What I don’t understand is that although Franco seems to possess a complimentingly developed grasp of craft, I don’t follow his penchant for restricting the tonal range in his images.
Take the above for example: if it were mapped according to the zone system, we’d have roughly 5 full tones. In this the restricted tonal range does contribute to a sense of failing half-light (which is very much in character for the piece).
However, as there is a similar truncating of tonal range in virtually every image on Franco’s Flickr, it smacks a bit of a self-conscious stylistic ‘signature’–something I find frustrating given the overall quality of the work, taken as a whole.
I couldn’t swear to it but I’m reasonably sure there’s a Lynchian influence acting here–the primacy of angles in composition and interplay between super saturated complimentary colors.
And as much as I love most of Lynch’s work, I’m reminded of a criticism leveled against me after sighting Lynch as an influence back in college. Most of the people who claim or demonstrate influence from Lynch tend to use his work as an excuse to break rules before you’ve bothered to learn them properly.
In this case the tonal restrictions do evoke a Lynchian ambiance, while unfortunately overlooking the fact that although Lynch will definitely limit his tonal range for surrealistic effect, he almost always does so by amplifying those four or five zones to the moon while still maintaining a crisp, well defined luminous range. (As just one example consider Frederick Elmes’ cinematography in Blue Velvet, especially the scene where Jeffery finds Dorothy’s husband and the Yellow Man in Dorothy’s apartment.)

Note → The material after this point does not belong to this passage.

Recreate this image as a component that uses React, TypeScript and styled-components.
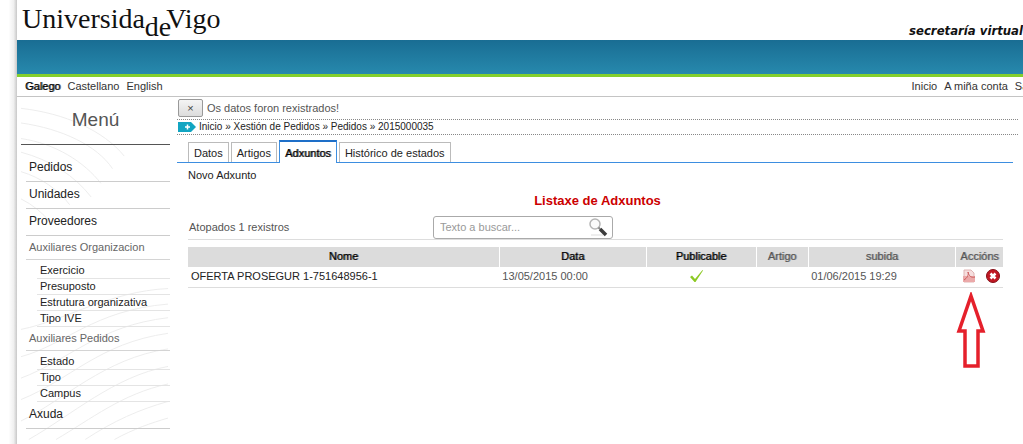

Source unknown – Title unknown (20XX)
Even though I suspect this is a composite–the dust scratches are not on the wall and they would necessarily move if that part of the frame were not a single repeating still frame; the wall and mirror are a mask, the mirror is transparent and footage of the masturbating boy has been strategically placed in such a way so as to appear as if reflected–it’s gorgeous.

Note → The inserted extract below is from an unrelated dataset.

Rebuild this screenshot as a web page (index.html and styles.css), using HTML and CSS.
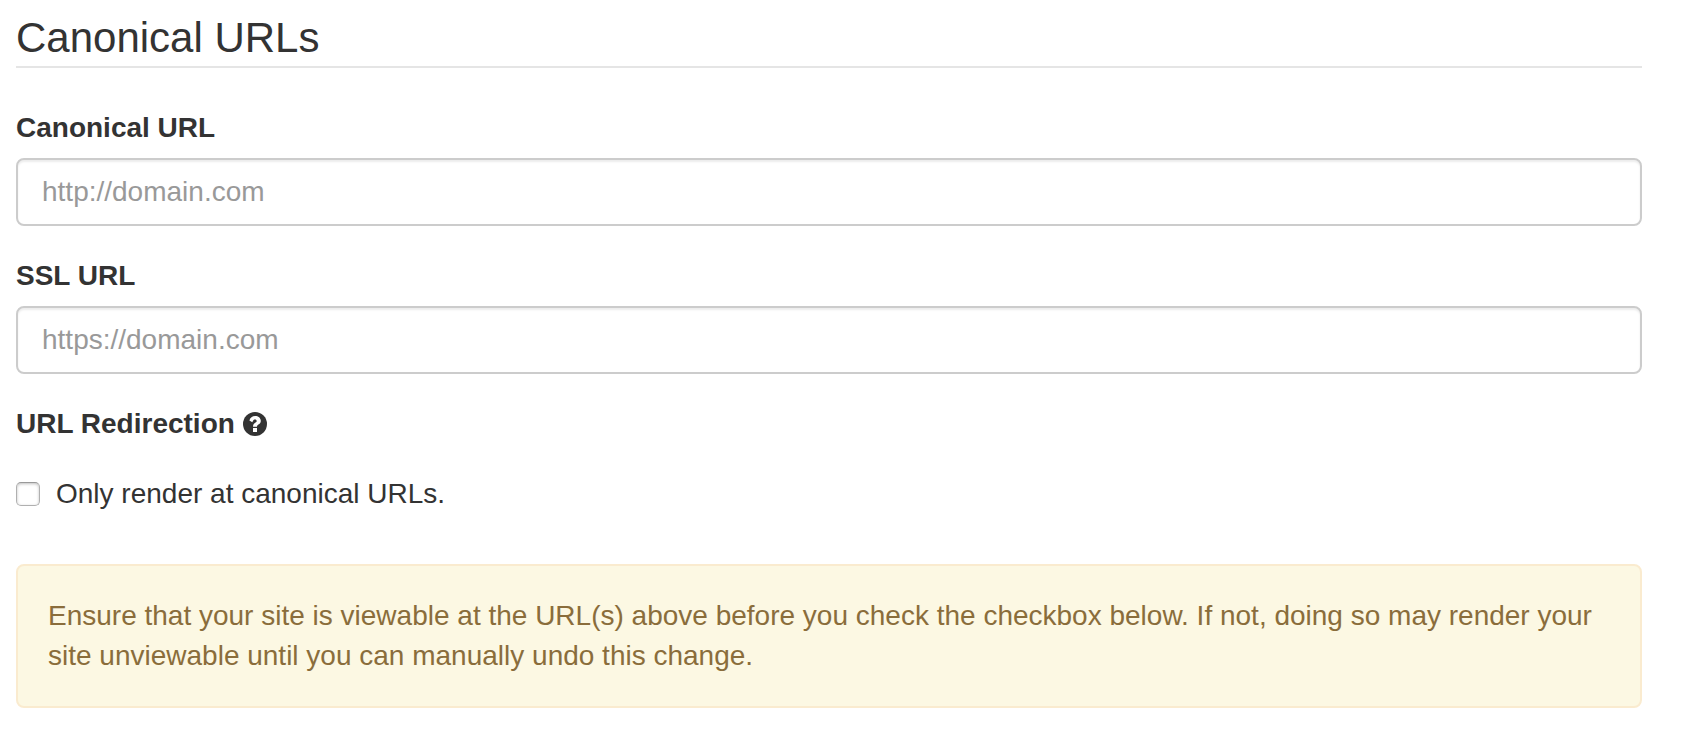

Try an experiment: using both hands block your view of everything but the boy. Watch for a moment; then remove your hands. Note how the sense of vague exhibitionism disappears and a sense of voyeurism permeates as you consider the scene in totality.
Also, I like that he’s already orgasmed (you can see traces of semen on his abdomen), but he’s still stroking vigorously.

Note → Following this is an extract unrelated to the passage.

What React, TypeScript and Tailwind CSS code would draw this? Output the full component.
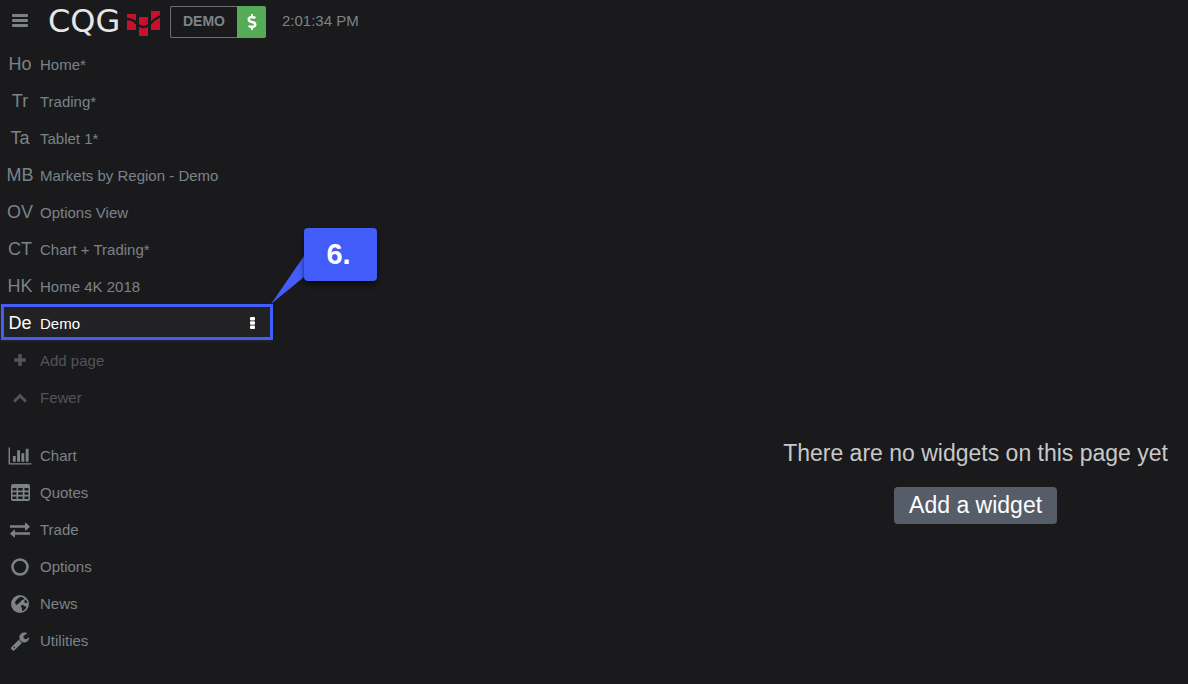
import { FC, ReactNode } from "react";
import { FaDollarSign } from "react-icons/fa";

interface NavItem {
    icon: ReactNode;
    label: string;
}

const pages = [
    { short: "Ho", label: "Home*" },
    { short: "Tr", label: "Trading*" },
    { short: "Ta", label: "Tablet 1*" },
    { short: "MB", label: "Markets by Region - Demo" },
    { short: "OV", label: "Options View" },
    { short: "CT", label: "Chart + Trading*" },
    { short: "HK", label: "Home 4K 2018" },
];

const PlusIcon = () => (
    <svg width="12" height="12" viewBox="0 0 12 12" fill="currentColor" className="mb-px">
        <path d="M5 0h2q.8 0 .8.8v3.400h3.400q.8 0 .8.8v2q0 .8-.8.8H7.800v3.400q0 .8-.8.8H5q-.8 0-.8-.8V7.800H.8Q0 7.800 0 7V5q0-.8.8-.8h3.400V.8Q4.200 0 5 0z" />
    </svg>
);

const ChevronUpIcon = () => (
    <svg width="14" height="10" viewBox="0 0 14 10" fill="none" stroke="currentColor" strokeWidth="3">
        <path d="M1.200 8.500 7 2.700l5.800 5.800" />
    </svg>
);

const ChartIcon = () => (
    <svg width="24" height="20" viewBox="0 0 2048 1792" fill="currentColor">
        <path d="M640 896v512h-256v-512h256zm384-512v1024h-256v-1024h256zm1024 1152v128h-2048v-1536h128v1408h1920zm-640-896v768h-256v-768h256zm384-384v1152h-256v-1152h256z" />
    </svg>
);

const TableIcon = () => (
    <svg width="19" height="17" viewBox="0 0 19 17" fill="currentColor" fillRule="evenodd">
        <path d="M2 0h15q2 0 2 2v13q0 2-2 2H2q-2 0-2-2V2Q0 0 2 0zM1.500 4v2.500h4V4zM7.200 4v2.500h4.500V4zM13.500 4v2.500h4V4zM1.500 8.300v2.500h4v-2.500zM7.200 8.300v2.500h4.500v-2.500zM13.500 8.300v2.500h4v-2.500zM1.500 12.600v2.500h4v-2.500zM7.200 12.600v2.500h4.500v-2.500zM13.500 12.600v2.500h4v-2.500z" />
    </svg>
);

const ExchangeIcon = () => (
    <svg width="20" height="16" viewBox="0 0 20 16" fill="currentColor">
        <path d="M0 3.200h15V1q0-.8.7-.3l4 3.500q.4.400 0 .8l-4 3.400q-.7.500-.7-.3V5.800H0zM20 10.200H5V8q0-.8-.7-.3l-4 3.500q-.4.400 0 .8l4 3.400q.7.500.7-.3v-2.400h15z" />
    </svg>
);

const CircleIcon = () => (
    <svg width="18" height="18" viewBox="0 0 18 18" fill="none" stroke="currentColor" strokeWidth="2.600">
        <circle cx="9" cy="9" r="7.500" />
    </svg>
);

const GlobeIcon = () => (
    <svg width="18" height="18" viewBox="0 0 18 18">
        <circle cx="9" cy="9" r="9" fill="currentColor" />
        <path fill="#1a1a1c" d="M7.500 3 10 1.700l1.500.8 1.800.8-1 1.500-1.800.4-.7 1.600-1.800 1-.8 1.400-1.400-.2.200 1.200-1.200-.6-.7-1.600.4-2 1.500-1.500zM10 10.500l1.800-.4 1.600.9 2 .7-.6 1.900-1.700 1.400-1.500 1.300-.7-1.700.3-1.500-1.200-1.200zM14.200 4.200l1.500 1.900.8 2.200-1.300-.6-1.400.3-.5-1.800z" />
    </svg>
);

const WrenchIcon = () => (
    <svg width="20" height="20" viewBox="0 0 1792 1792" fill="currentColor">
        <path d="M448 1472q0-26-19-45t-45-19-45 19-19 45 19 45 45 19 45-19 19-45zm644-420l-682 682q-37 37-90 37-52 0-91-37l-106-108q-38-36-38-90 0-53 38-91l681-681q39 98 114.500 173.500t173.500 114.500zm634-435q0 39-23 106-47 134-164.500 217.500t-258.500 83.500q-185 0-316.500-131.500t-131.500-316.500 131.500-316.500 316.500-131.500q58 0 121.500 16.500t107.500 46.500q16 11 16 28t-16 28l-293 169v224l193 107q5-3 79-48.500t135.500-81 70.500-35.500q15 0 23.500 10t8.500 25z" />
    </svg>
);

const tools: NavItem[] = [
    { icon: <ChartIcon />, label: "Chart" },
    { icon: <TableIcon />, label: "Quotes" },
    { icon: <ExchangeIcon />, label: "Trade" },
    { icon: <CircleIcon />, label: "Options" },
    { icon: <GlobeIcon />, label: "News" },
    { icon: <WrenchIcon />, label: "Utilities" },
];

const Logo = () => (
    <a href="#" className="ml-2 flex h-[42px] w-[112px] items-center justify-between">
        <span className="font-['DejaVu_Sans',sans-serif] text-[32px] leading-10 text-[#e6e6e6]">CQG</span>
        <svg width="33" height="26" viewBox="0 0 33 26" className="mt-1.5 shrink-0">
            <path fill="#c8102e" d="M0 3h9v16H0zM12 6h9v19h-9zM24 0h9v19h-9z" />
            <path fill="none" stroke="#1a1a1c" strokeWidth="2.400" d="M-1 8q7 0 10 4l3 2.500q4.500 3 9 0l3-2.500Q27 8 34 5" />
        </svg>
    </a>
);

const Initials: FC<{ text: string }> = ({ text }) => <span className="pb-0.5">{text}</span>;

const NavLink: FC<NavItem> = ({ icon, label }) => (
    <a href="#" className="flex h-[37px] items-center">
        <span className="flex w-10 shrink-0 justify-center text-lg">{icon}</span>
        <span className="pt-0.5">{label}</span>
    </a>
);

const Header = () => (
    <header className="flex h-[46px] items-start">
        <button aria-label="Menu" className="flex h-[42px] w-10 items-center justify-center">
            <svg width="16" height="14" viewBox="0 0 16 14" fill="currentColor">
                <rect width="16" height="3" rx="1" />
                <rect y="5" width="16" height="3" rx="1" />
                <rect y="10" width="16" height="3" rx="1" />
            </svg>
        </button>
        <Logo />
        <div className="ml-[10px] mt-[6px] flex h-8">
            <button className="rounded-l-xs border border-r-0 border-[#6b7075] px-3 pb-0.5 text-sm font-bold">DEMO</button>
            <button aria-label="Account" className="flex w-[29px] items-center justify-center rounded-r-xs bg-[#56ab56] text-white">
                <FaDollarSign size={16} />
            </button>
        </div>
        <time className="ml-4 mt-[9px] leading-6">2:01:34 PM</time>
    </header>
);

const Callout = () => (
    <div className="pointer-events-none absolute -top-px left-px h-9 w-[272px] border-3 border-[#435dfb]">
        <svg width="33" height="50" viewBox="0 0 33 50" className="absolute -top-[53px] left-[267px]">
            <path fill="#435dfb" d="M0 50 33 2v21z" />
        </svg>
        <div className="absolute -top-[79px] left-[300px] flex h-[53px] w-[73px] items-center justify-center rounded-sm bg-[#435dfb] pr-1 text-[29px] font-bold text-white shadow-md shadow-black/60">
            6.
        </div>
    </div>
);

const App = () => {
    return (
        <div className="flex min-h-screen flex-col bg-[#1a1a1c] font-['Liberation_Sans',Arial,sans-serif] text-[15px] text-[#7b8388]">
            <Header />
            <div className="flex flex-1">
                <nav className="w-[272px] shrink-0">
                    {pages.map((page) => (
                        <NavLink key={page.short} icon={<Initials text={page.short} />} label={page.label} />
                    ))}
                    <div className="relative flex items-start bg-[#222224] text-white">
                        <div className="flex-1">
                            <NavLink icon={<Initials text="De" />} label="Demo" />
                        </div>
                        <button aria-label="Page options" className="flex h-9 w-10 items-center justify-center">
                            <svg width="5" height="12" viewBox="0 0 5 12" fill="currentColor">
                                <rect width="5" height="3.400" rx="1" />
                                <rect y="4.300" width="5" height="3.400" rx="1" />
                                <rect y="8.600" width="5" height="3.400" rx="1" />
                            </svg>
                        </button>
                        <Callout />
                    </div>
                    <div className="text-[#505559]">
                        <NavLink icon={<PlusIcon />} label="Add page" />
                        <NavLink icon={<ChevronUpIcon />} label="Fewer" />
                    </div>
                    <div className="mt-[21px]">
                        {tools.map((tool) => (
                            <NavLink key={tool.label} icon={tool.icon} label={tool.label} />
                        ))}
                    </div>
                </nav>
                <main className="flex flex-1 flex-col items-end justify-end px-5 pb-40 text-[23px]">
                    <div className="flex flex-col items-center gap-5">
                        <p className="leading-7 text-[#c8c8c8]">There are no widgets on this page yet</p>
                        <button className="rounded-sm bg-[#565d68] px-[15px] pt-0.5 pb-[3px] leading-8 text-white">Add a widget</button>
                    </div>
                </main>
            </div>
        </div>
    );
};

export default App;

Apollonia Saintclair – The knack (2015)
I love this but for very different reasons that most of the material I’ve posted relating to ejaculation.
I’m usually arguing for the potential of seminal emission as a subject of artistic examination due to it’s visual dynamism. And it’s not that this image isn’t dynamic–jizz jetting 3.5 inches into inky black negative space is always going to be inherently dynamic.
But here that reads as quotidian compared to other incisive details. The lighting is discernibly motivated–presumpably falling from the window in the upper left of frame, haloing the right hand and wrestling highlight detail from the shdows. (The way the hair from his happy trail fades to scattered razor stubble and then to bare skin is lovely.)
But what’s most interesting is the attention to detail. The pinky of the left hand pressed against the skin. Even though there’s no motion it’s clear that the left hand is stroking down, while squeezing tight and the right hand is ascending, clenching tightly over the head of the penis.

Source unknown – Title unknown (20XX)
My first partner loved the show Friends.
At the time, it seemed like a fair trade off. She’d ‘suffer’ through the latest von Trier or the odd early Bresson and in return I’d hold her while she giggled at the vapid banality of Joey and Chandler. (With hindsight, I definitely got the short end of the stick, but…)
There’s this one episode where the white cis men discover that they are getting free porn via their cable provider. They think it’s a stroke of luck but as things progress they begin questioning how it effects their perception of reality. If I remember correctly, Chandler mentions how while interacting with a teller at the bank, she never offered to take him back to the vault and seduce him.
It’s a knee-jerk, made-for-sitcom parsing of the ethics of porn w/r/t gender representation. But it does suggest a point (to me at least) that I feel is worth exploring; namely: whether the frame is an edge or a boundary.
In the case of the porn that Chandler and Ross were consuming, the frame is an edge. It is separated, so much as to be cut off from reality. However, due to the non-critical consumption–this fantastical representation of a reality that is at a remove from the one either inhabit, they begin to question why their world isn’t like the one they spend the most time considering.
In other words, when you spend too long studying a world unlike the world in which you live (without keeping in mind the fact that you are watching a discrete fantasy), you begin to note discrepancies.
However, some work–and the above image definitely fits in this category–where the frame is a boundary not an edge; a broader reality exists outside the frame. There aren’t people with stock, archetypal designations acting on sets. There are reminders that there are people, places and things beyond the limited view provided to the audience.
This is cool because there’s more hinted at beyond the frame’s boundaries. There are at least 5 people in this scene. Likely six, including the person taking the picture. (And the proximity to the action of the camera person, suggests that they are a participant in the proceedings.)
I love that the one guy is wearing stockings–which note have clearly been pulled on and off enough times that their is a rip opening in the left thigh–and cowboy boots. His scrotum is clearly still irritated from being recently shaved. And the hand that is presumably tracing it’s way up the right arm of the woman eyeing the camera. It all speaks to both the immediacy and intimacy of the moment but also that it exists within the context of a broader world beyond the outer boundary of the frame.